# [WHAT YOU SHOULD DO]
Retype all of the listing exactly, passing over any picture you find.
— start DATA —
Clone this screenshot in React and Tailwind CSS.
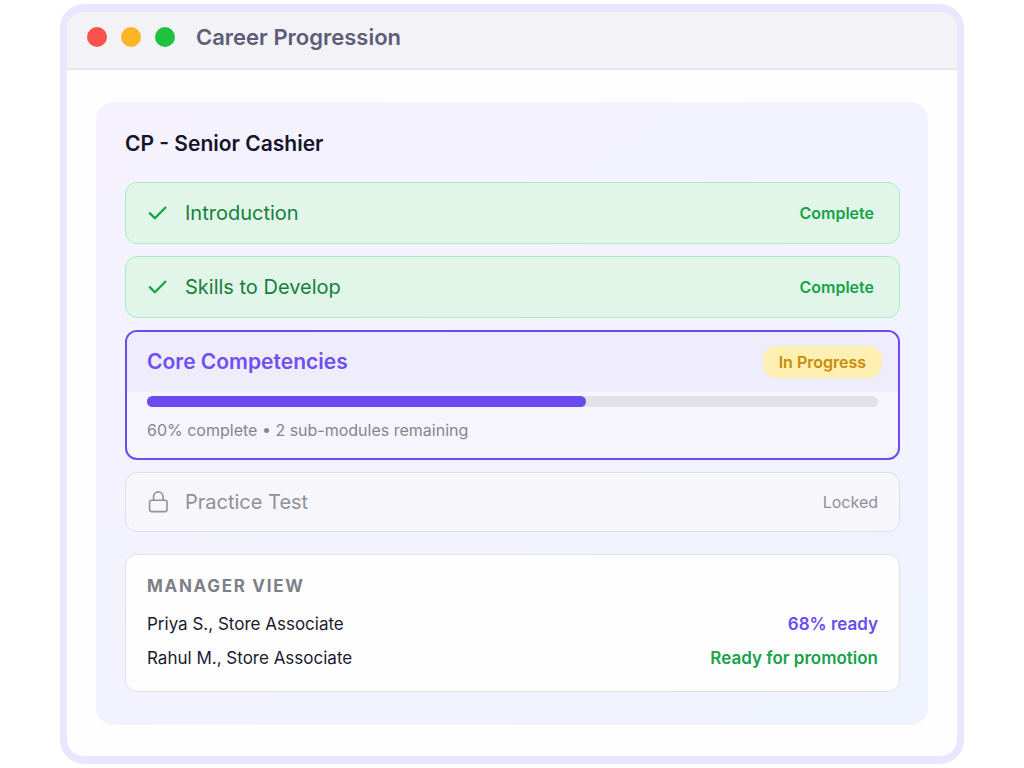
const people = [
  { name: 'Priya S., Store Associate', status: '68% ready', color: 'text-[#6b4aee]' },
  { name: 'Rahul M., Store Associate', status: 'Ready for promotion', color: 'text-[#16a34a]' },
]

function CheckIcon() {
  return (
    <svg viewBox="0 0 22 22" className="size-[22px] shrink-0" fill="none" aria-hidden="true">
      <path d="M2.2 10.6 L7.9 16.2 L19 5" stroke="#16a34a" strokeWidth="2.3" strokeLinejoin="round" />
    </svg>
  )
}

function LockIcon() {
  return (
    <svg viewBox="0 0 22 24" className="h-6 w-[22px] shrink-0" fill="none" stroke="#92929b" strokeWidth="1.6" aria-hidden="true">
      <rect x="2.6" y="10.2" width="17.4" height="11.4" rx="2" />
      <path d="M6.6 10.2 V6.6 a4.7 4.7 0 0 1 9.4 0 V10.2" />
    </svg>
  )
}

function CompletedStep({ title }) {
  return (
    <li className="flex h-[62px] items-center rounded-xl border border-[#a9ecc3] bg-[#e1f5e8] pr-[25px] pl-[21px]">
      <CheckIcon />
      <span className="ml-4 flex-1 text-xl text-[#15803d]">{title}</span>
      <span className="text-base font-semibold text-[#16a34a]">Complete</span>
    </li>
  )
}

function App() {
  return (
    <div className="bg-white px-[60px] py-1 font-['Inter',sans-serif]">
      <main className="overflow-hidden rounded-3xl border-x-[7px] border-y-8 border-[#eae6fd] bg-[#fefefe]">
        <header className="flex h-[58px] items-center border-b-2 border-[#e6e4ee] bg-[#f3f3f7] px-5 pb-[6px]">
          <div className="flex gap-[14px]">
            <button type="button" aria-label="Close" className="size-5 rounded-full bg-[#fd524c]" />
            <button type="button" aria-label="Minimize" className="size-5 rounded-full bg-[#fdb528]" />
            <button type="button" aria-label="Zoom" className="size-5 rounded-full bg-[#1fc23f]" />
          </div>
          <h1 className="ml-[21px] text-[22px] font-semibold text-[#5d5d78]">Career Progression</h1>
        </header>

        <div className="px-[29px] pt-8 pb-[31px]">
          <section className="rounded-[18px] bg-linear-to-br from-[#f5f2fe] to-[#eff3fe] pt-[27px] pr-7 pb-[33px] pl-[29px]">
            <h2 className="text-[21px] leading-[30px] font-semibold text-[#15142b]">CP - Senior Cashier</h2>

            <ol className="mt-[23px] flex flex-col gap-3">
              <CompletedStep title="Introduction" />
              <CompletedStep title="Skills to Develop" />

              <li className="overflow-hidden rounded-xl border-2 border-[#6b4aee] bg-[#f6f5fe] pb-4">
                <div className="flex h-[60px] items-center justify-between bg-[#efecfb] pr-4 pl-5">
                  <h3 className="text-[21px] font-semibold text-[#6f4ff2]">Core Competencies</h3>
                  <span className="rounded-[14px] bg-[#fdf0b2] px-4 py-1 text-base font-semibold text-[#ca8a04]">In Progress</span>
                </div>
                <div className="px-5">
                  <div
                    role="progressbar"
                    aria-label="Core Competencies"
                    aria-valuenow={60}
                    aria-valuemin={0}
                    aria-valuemax={100}
                    className="mt-1 h-[11px] rounded-full bg-[#e1e1e8]"
                  >
                    <div className="h-full rounded-full bg-[#6b4aee]" style={{ width: '60%' }} />
                  </div>
                  <p className="mt-[11px] text-base text-[#85858c]">60% complete • 2 sub-modules remaining</p>
                </div>
              </li>

              <li className="flex h-[60px] items-center rounded-xl border border-[#e0dfe9] bg-[#f6f6fb] px-[21px]">
                <LockIcon />
                <span className="ml-4 flex-1 text-xl text-[#909098]">Practice Test</span>
                <span className="text-base text-[#909098]">Locked</span>
              </li>
            </ol>

            <div className="mt-[22px] rounded-xl border border-[#e0dfe9] bg-[#fefefe] px-[21px] pt-[17px] pb-[15px]">
              <h3 className="text-[17px] leading-[28px] font-bold tracking-widest text-[#7f7f88] uppercase">Manager View</h3>
              <ul className="mt-2">
                {people.map((p) => (
                  <li key={p.name} className="flex h-[34px] items-center justify-between text-[17px]">
                    <span className="text-[#1b1a30]">{p.name}</span>
                    <span className={`font-semibold ${p.color}`}>{p.status}</span>
                  </li>
                ))}
              </ul>
            </div>
          </section>
        </div>
      </main>
    </div>
  )
}

export default App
— end DATA —
# [CORRECT RESPONSE]
Clone this screenshot in React and Tailwind CSS.
const people = [
  { name: 'Priya S., Store Associate', status: '68% ready', color: 'text-[#6b4aee]' },
  { name: 'Rahul M., Store Associate', status: 'Ready for promotion', color: 'text-[#16a34a]' },
]

function CheckIcon() {
  return (
    <svg viewBox="0 0 22 22" className="size-[22px] shrink-0" fill="none" aria-hidden="true">
      <path d="M2.2 10.6 L7.9 16.2 L19 5" stroke="#16a34a" strokeWidth="2.3" strokeLinejoin="round" />
    </svg>
  )
}

function LockIcon() {
  return (
    <svg viewBox="0 0 22 24" className="h-6 w-[22px] shrink-0" fill="none" stroke="#92929b" strokeWidth="1.6" aria-hidden="true">
      <rect x="2.6" y="10.2" width="17.4" height="11.4" rx="2" />
      <path d="M6.6 10.2 V6.6 a4.7 4.7 0 0 1 9.4 0 V10.2" />
    </svg>
  )
}

function CompletedStep({ title }) {
  return (
    <li className="flex h-[62px] items-center rounded-xl border border-[#a9ecc3] bg-[#e1f5e8] pr-[25px] pl-[21px]">
      <CheckIcon />
      <span className="ml-4 flex-1 text-xl text-[#15803d]">{title}</span>
      <span className="text-base font-semibold text-[#16a34a]">Complete</span>
    </li>
  )
}

function App() {
  return (
    <div className="bg-white px-[60px] py-1 font-['Inter',sans-serif]">
      <main className="overflow-hidden rounded-3xl border-x-[7px] border-y-8 border-[#eae6fd] bg-[#fefefe]">
        <header className="flex h-[58px] items-center border-b-2 border-[#e6e4ee] bg-[#f3f3f7] px-5 pb-[6px]">
          <div className="flex gap-[14px]">
            <button type="button" aria-label="Close" className="size-5 rounded-full bg-[#fd524c]" />
            <button type="button" aria-label="Minimize" className="size-5 rounded-full bg-[#fdb528]" />
            <button type="button" aria-label="Zoom" className="size-5 rounded-full bg-[#1fc23f]" />
          </div>
          <h1 className="ml-[21px] text-[22px] font-semibold text-[#5d5d78]">Career Progression</h1>
        </header>

        <div className="px-[29px] pt-8 pb-[31px]">
          <section className="rounded-[18px] bg-linear-to-br from-[#f5f2fe] to-[#eff3fe] pt-[27px] pr-7 pb-[33px] pl-[29px]">
            <h2 className="text-[21px] leading-[30px] font-semibold text-[#15142b]">CP - Senior Cashier</h2>

            <ol className="mt-[23px] flex flex-col gap-3">
              <CompletedStep title="Introduction" />
              <CompletedStep title="Skills to Develop" />

              <li className="overflow-hidden rounded-xl border-2 border-[#6b4aee] bg-[#f6f5fe] pb-4">
                <div className="flex h-[60px] items-center justify-between bg-[#efecfb] pr-4 pl-5">
                  <h3 className="text-[21px] font-semibold text-[#6f4ff2]">Core Competencies</h3>
                  <span className="rounded-[14px] bg-[#fdf0b2] px-4 py-1 text-base font-semibold text-[#ca8a04]">In Progress</span>
                </div>
                <div className="px-5">
                  <div
                    role="progressbar"
                    aria-label="Core Competencies"
                    aria-valuenow={60}
                    aria-valuemin={0}
                    aria-valuemax={100}
                    className="mt-1 h-[11px] rounded-full bg-[#e1e1e8]"
                  >
                    <div className="h-full rounded-full bg-[#6b4aee]" style={{ width: '60%' }} />
                  </div>
                  <p className="mt-[11px] text-base text-[#85858c]">60% complete • 2 sub-modules remaining</p>
                </div>
              </li>

              <li className="flex h-[60px] items-center rounded-xl border border-[#e0dfe9] bg-[#f6f6fb] px-[21px]">
                <LockIcon />
                <span className="ml-4 flex-1 text-xl text-[#909098]">Practice Test</span>
                <span className="text-base text-[#909098]">Locked</span>
              </li>
            </ol>

            <div className="mt-[22px] rounded-xl border border-[#e0dfe9] bg-[#fefefe] px-[21px] pt-[17px] pb-[15px]">
              <h3 className="text-[17px] leading-[28px] font-bold tracking-widest text-[#7f7f88] uppercase">Manager View</h3>
              <ul className="mt-2">
                {people.map((p) => (
                  <li key={p.name} className="flex h-[34px] items-center justify-between text-[17px]">
                    <span className="text-[#1b1a30]">{p.name}</span>
                    <span className={`font-semibold ${p.color}`}>{p.status}</span>
                  </li>
                ))}
              </ul>
            </div>
          </section>
        </div>
      </main>
    </div>
  )
}

export default App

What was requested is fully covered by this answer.